9. Spain v United States

(Basketball)

This is America's medal, the one that every team is expected to bring home. Only once, in 2004, has the US failed to win gold (they did not compete in 1980) and this time there are suggestions Stateside that the latest batch, headlined by Kobe Bryant and LeBron James, could be better than the 1992 Dream Team. No way, says Charles Barkley (possibly because he was a pillar of the Dream Team). Barkley goes even further in pushing Spain's chances of producing a shock. Spain are the European champions and reached the final in Beijing. They are also confident and a their players say they can improve on 2008. As Argentina demonstrated in Athens, hoop dreams do not have to belong to the US.
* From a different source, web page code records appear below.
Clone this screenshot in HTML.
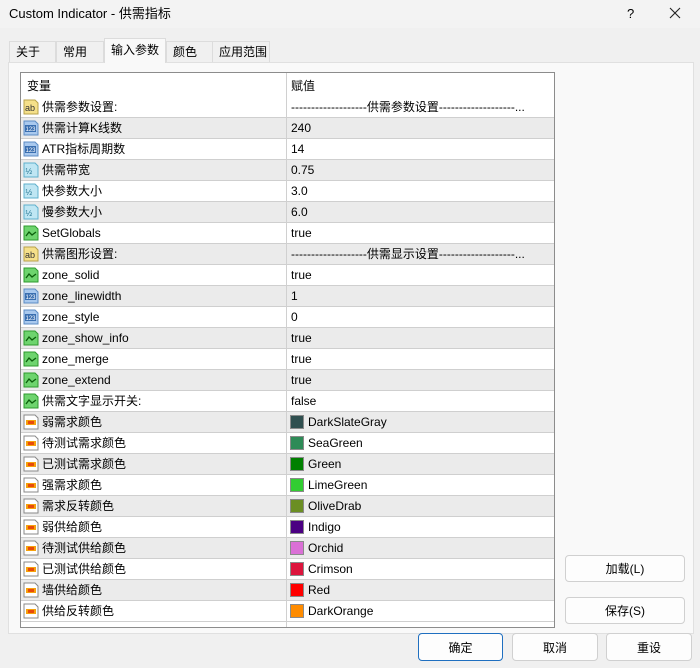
<!DOCTYPE html>
<html><head><meta charset="utf-8"><style>
*{margin:0;padding:0;box-sizing:border-box}
body{width:700px;height:668px;background:#f0f0f0;font-family:"Liberation Sans","Noto Sans CJK SC",sans-serif;font-size:12px;line-height:15px;color:#000;position:relative;overflow:hidden}
span,div{line-height:15px}
.title{position:absolute;left:0;top:0;width:700px;height:28px;background:#f3f3f3}
.title span{position:absolute;left:9px;top:6px;font-size:13px}
.tabs div{position:absolute;top:41px;height:21px;border:1px solid #dcdcdc;border-bottom:none;background:#f0f0f0;padding:3px 0 0 6px;font-size:12px}
.tabs div.sel{top:38px;height:25px;background:#f9f9f9;z-index:2;padding-top:4px}
.panel{position:absolute;left:8px;top:62px;width:686px;height:572px;background:#f9f9f9;border:1px solid #e0e0e0}
.tbl{position:absolute;left:20px;top:72px;width:535px;height:556px;background:#fff;border:1px solid #8c8c8c;overflow:hidden}
.hdr{position:absolute;left:0;top:0;width:533px;height:24px}
.hdr span{position:absolute;top:6px}
.vd{position:absolute;left:265px;top:0;width:1px;height:556px;background:#d0d0d0}
.row{position:absolute;left:0;width:533px;height:21px;border-bottom:1px solid #cfcfcf}
.row.g{background:#ebebeb}
.row svg{position:absolute;left:2px;top:2px}
.row .n{position:absolute;left:21px;top:3px}
.row .v{position:absolute;left:270px;top:3px}
.row .sw{position:absolute;left:269px;top:3px;width:14px;height:14px;border:1px solid #8a8a8a}
.row .v2{position:absolute;left:287px;top:3px}
.btn{position:absolute;background:#fdfdfd;border:1px solid #d0d0d0;border-radius:4px;text-align:center;font-size:12px;padding-top:6px}
</style></head><body>
<svg width="0" height="0" style="position:absolute">
<defs>
<symbol id="ab" viewBox="0 0 16 16"><path d="M1 1h11l3 3v11H1z" fill="#f5e08a" stroke="#b8a24a"/><text x="2" y="12" font-size="9" font-family="Liberation Sans" fill="#333">ab</text></symbol>
<symbol id="n" viewBox="0 0 16 16"><path d="M1 1h11l3 3v11H1z" fill="#a9c9ee" stroke="#5c8cc4"/><rect x="2" y="5" width="11" height="7" fill="#3a6fb0"/><text x="2.5" y="11" font-size="6" font-family="Liberation Sans" fill="#fff">123</text></symbol>
<symbol id="h" viewBox="0 0 16 16"><path d="M1 1h11l3 3v11H1z" fill="#bfe6f3" stroke="#5fb0cc"/><text x="2.5" y="12" font-size="8" font-family="Liberation Sans" fill="#1c6f8c">½</text></symbol>
<symbol id="b" viewBox="0 0 16 16"><path d="M1 1h11l3 3v11H1z" fill="#6ed46e" stroke="#2e9a2e"/><path d="M3 11l3-4 3 3 4-3" fill="none" stroke="#0b5e0b" stroke-width="1.3"/></symbol>
<symbol id="c" viewBox="0 0 16 16"><path d="M1 1h11l3 3v11H1z" fill="#fff" stroke="#888"/><rect x="3" y="6" width="10" height="5" fill="#f6a20c"/><rect x="5" y="7" width="6" height="3" fill="#e84a0a"/></symbol>
</defs></svg>
<div class="title"><span>Custom Indicator - 供需指标</span><span style="left:627px;top:6px">?</span><svg style="position:absolute;left:669px;top:7px" width="12" height="12"><path d="M1 1L11 11M11 1L1 11" stroke="#222" stroke-width="1.1"/></svg></div>
<div class="panel"></div>
<div class="tabs">
<div style="left:9px;width:47px">关于</div>
<div style="left:56px;width:48px">常用</div>
<div class="sel" style="left:104px;width:62px">输入参数</div>
<div style="left:166px;width:47px">颜色</div>
<div style="left:212px;width:58px">应用范围</div>
</div>
<div class="tbl">
<div class="hdr"><span style="left:6px">变量</span><span style="left:270px">赋值</span></div>
<div class="row" style="top:24px"><svg width="16" height="16"><use href="#ab"/></svg><span class="n">供需参数设置:</span><span class="v">-------------------供需参数设置-------------------...</span></div>
<div class="row g" style="top:45px"><svg width="16" height="16"><use href="#n"/></svg><span class="n">供需计算K线数</span><span class="v">240</span></div>
<div class="row" style="top:66px"><svg width="16" height="16"><use href="#n"/></svg><span class="n">ATR指标周期数</span><span class="v">14</span></div>
<div class="row g" style="top:87px"><svg width="16" height="16"><use href="#h"/></svg><span class="n">供需带宽</span><span class="v">0.75</span></div>
<div class="row" style="top:108px"><svg width="16" height="16"><use href="#h"/></svg><span class="n">快参数大小</span><span class="v">3.0</span></div>
<div class="row g" style="top:129px"><svg width="16" height="16"><use href="#h"/></svg><span class="n">慢参数大小</span><span class="v">6.0</span></div>
<div class="row" style="top:150px"><svg width="16" height="16"><use href="#b"/></svg><span class="n">SetGlobals</span><span class="v">true</span></div>
<div class="row g" style="top:171px"><svg width="16" height="16"><use href="#ab"/></svg><span class="n">供需图形设置:</span><span class="v">-------------------供需显示设置-------------------...</span></div>
<div class="row" style="top:192px"><svg width="16" height="16"><use href="#b"/></svg><span class="n">zone_solid</span><span class="v">true</span></div>
<div class="row g" style="top:213px"><svg width="16" height="16"><use href="#n"/></svg><span class="n">zone_linewidth</span><span class="v">1</span></div>
<div class="row" style="top:234px"><svg width="16" height="16"><use href="#n"/></svg><span class="n">zone_style</span><span class="v">0</span></div>
<div class="row g" style="top:255px"><svg width="16" height="16"><use href="#b"/></svg><span class="n">zone_show_info</span><span class="v">true</span></div>
<div class="row" style="top:276px"><svg width="16" height="16"><use href="#b"/></svg><span class="n">zone_merge</span><span class="v">true</span></div>
<div class="row g" style="top:297px"><svg width="16" height="16"><use href="#b"/></svg><span class="n">zone_extend</span><span class="v">true</span></div>
<div class="row" style="top:318px"><svg width="16" height="16"><use href="#b"/></svg><span class="n">供需文字显示开关:</span><span class="v">false</span></div>
<div class="row g" style="top:339px"><svg width="16" height="16"><use href="#c"/></svg><span class="n">弱需求颜色</span><span class="sw" style="background:#2f4f4f"></span><span class="v2">DarkSlateGray</span></div>
<div class="row" style="top:360px"><svg width="16" height="16"><use href="#c"/></svg><span class="n">待测试需求颜色</span><span class="sw" style="background:#2e8b57"></span><span class="v2">SeaGreen</span></div>
<div class="row g" style="top:381px"><svg width="16" height="16"><use href="#c"/></svg><span class="n">已测试需求颜色</span><span class="sw" style="background:#008000"></span><span class="v2">Green</span></div>
<div class="row" style="top:402px"><svg width="16" height="16"><use href="#c"/></svg><span class="n">强需求颜色</span><span class="sw" style="background:#32cd32"></span><span class="v2">LimeGreen</span></div>
<div class="row g" style="top:423px"><svg width="16" height="16"><use href="#c"/></svg><span class="n">需求反转颜色</span><span class="sw" style="background:#6b8e23"></span><span class="v2">OliveDrab</span></div>
<div class="row" style="top:444px"><svg width="16" height="16"><use href="#c"/></svg><span class="n">弱供给颜色</span><span class="sw" style="background:#4b0082"></span><span class="v2">Indigo</span></div>
<div class="row g" style="top:465px"><svg width="16" height="16"><use href="#c"/></svg><span class="n">待测试供给颜色</span><span class="sw" style="background:#da70d6"></span><span class="v2">Orchid</span></div>
<div class="row" style="top:486px"><svg width="16" height="16"><use href="#c"/></svg><span class="n">已测试供给颜色</span><span class="sw" style="background:#dc143c"></span><span class="v2">Crimson</span></div>
<div class="row g" style="top:507px"><svg width="16" height="16"><use href="#c"/></svg><span class="n">墙供给颜色</span><span class="sw" style="background:#ff0000"></span><span class="v2">Red</span></div>
<div class="row" style="top:528px"><svg width="16" height="16"><use href="#c"/></svg><span class="n">供给反转颜色</span><span class="sw" style="background:#ff8c00"></span><span class="v2">DarkOrange</span></div>
<div class="vd"></div>
</div>
<div class="btn" style="left:565px;top:555px;width:120px;height:27px">加载(L)</div>
<div class="btn" style="left:565px;top:597px;width:120px;height:27px">保存(S)</div>
<div class="btn" style="left:418px;top:633px;width:85px;height:28px;padding-top:7px;border-color:#1f6fc0">确定</div>
<div class="btn" style="left:512px;top:633px;width:86px;height:28px;padding-top:7px">取消</div>
<div class="btn" style="left:606px;top:633px;width:86px;height:28px;padding-top:7px">重设</div>
</body></html>
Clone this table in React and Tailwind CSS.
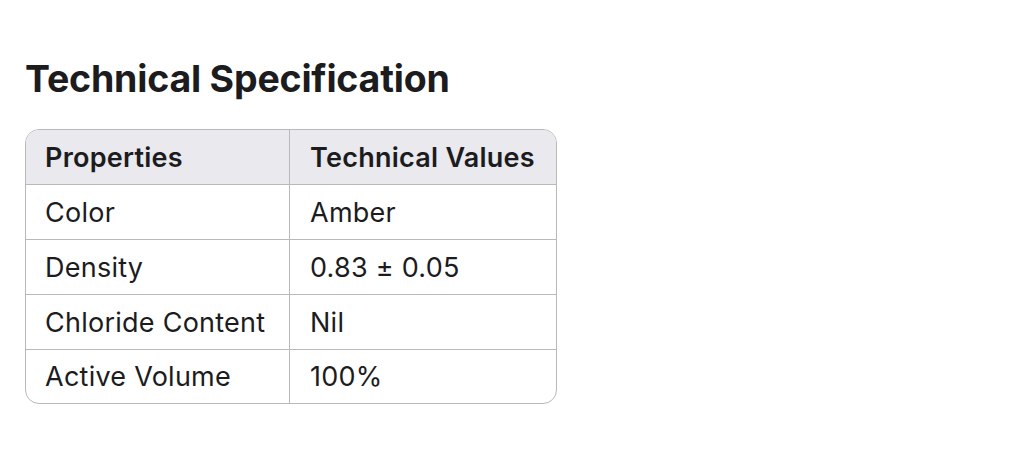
const rows = [
  ['Color', 'Amber'],
  ['Density', '0.83 ± 0.05'],
  ['Chloride Content', 'Nil'],
  ['Active Volume', '100%'],
];

export default function App() {
  return (
    <div
      className="w-[1024px] h-[462px] bg-white px-[25px] pt-[56px] text-[#1c1c1e]"
      style={{ fontFamily: 'Inter, "Noto Sans", sans-serif' }}
    >
      <h1 className="text-[37.5px] font-bold leading-[46px] tracking-[-0.2px]">Technical Specification</h1>
      <div className="mt-[27px] w-[532px] border border-[#b9b9bd] rounded-[14px] overflow-hidden tracking-[0.25px]">
        <div className="grid grid-cols-[264px_1fr] bg-[#e9e9ee] h-[55px] border-b border-[#b9b9bd]">
          <div className="flex items-center pl-[19px] pt-[2px] text-[27px] font-semibold border-r border-[#b9b9bd]">
            Properties
          </div>
          <div className="flex items-center pl-[20px] pt-[2px] text-[27px] font-semibold">Technical Values</div>
        </div>
        {rows.map(([k, v], i) => {
          const last = i === rows.length - 1;
          return (
            <div
              key={k}
              className={`grid grid-cols-[264px_1fr] ${last ? 'h-[53px]' : 'h-[55px] border-b border-[#b9b9bd]'}`}
            >
              <div className="flex items-center pl-[19px] pt-[2px] text-[27px] border-r border-[#b9b9bd]">{k}</div>
              <div className="flex items-center pl-[20px] pt-[2px] text-[27px]">{v}</div>
            </div>
          );
        })}
      </div>
    </div>
  );
}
10. Rebecca Adlington v Federica Pellegrini

(800m, 400m freestyle)

Adlington came from nowhere to win double gold in Beijing, taking even her own team-mates by surprise. She will not be taking anyone by surprise this time and will have to deal with the pressure of being one of the host nation's big hopes. The 800m freestyle is hers to lose – her form is excellent – but the 400m will be close. Pellegrini, the first woman to break the four-minute barrier, is favourite. She beat an under-prepared Adlington at the World Championships last year. The Briton's preparations have, though, been impressive, and with her post-Beijing wobble behind her, her ability to produce when it matters will make her hard to beat.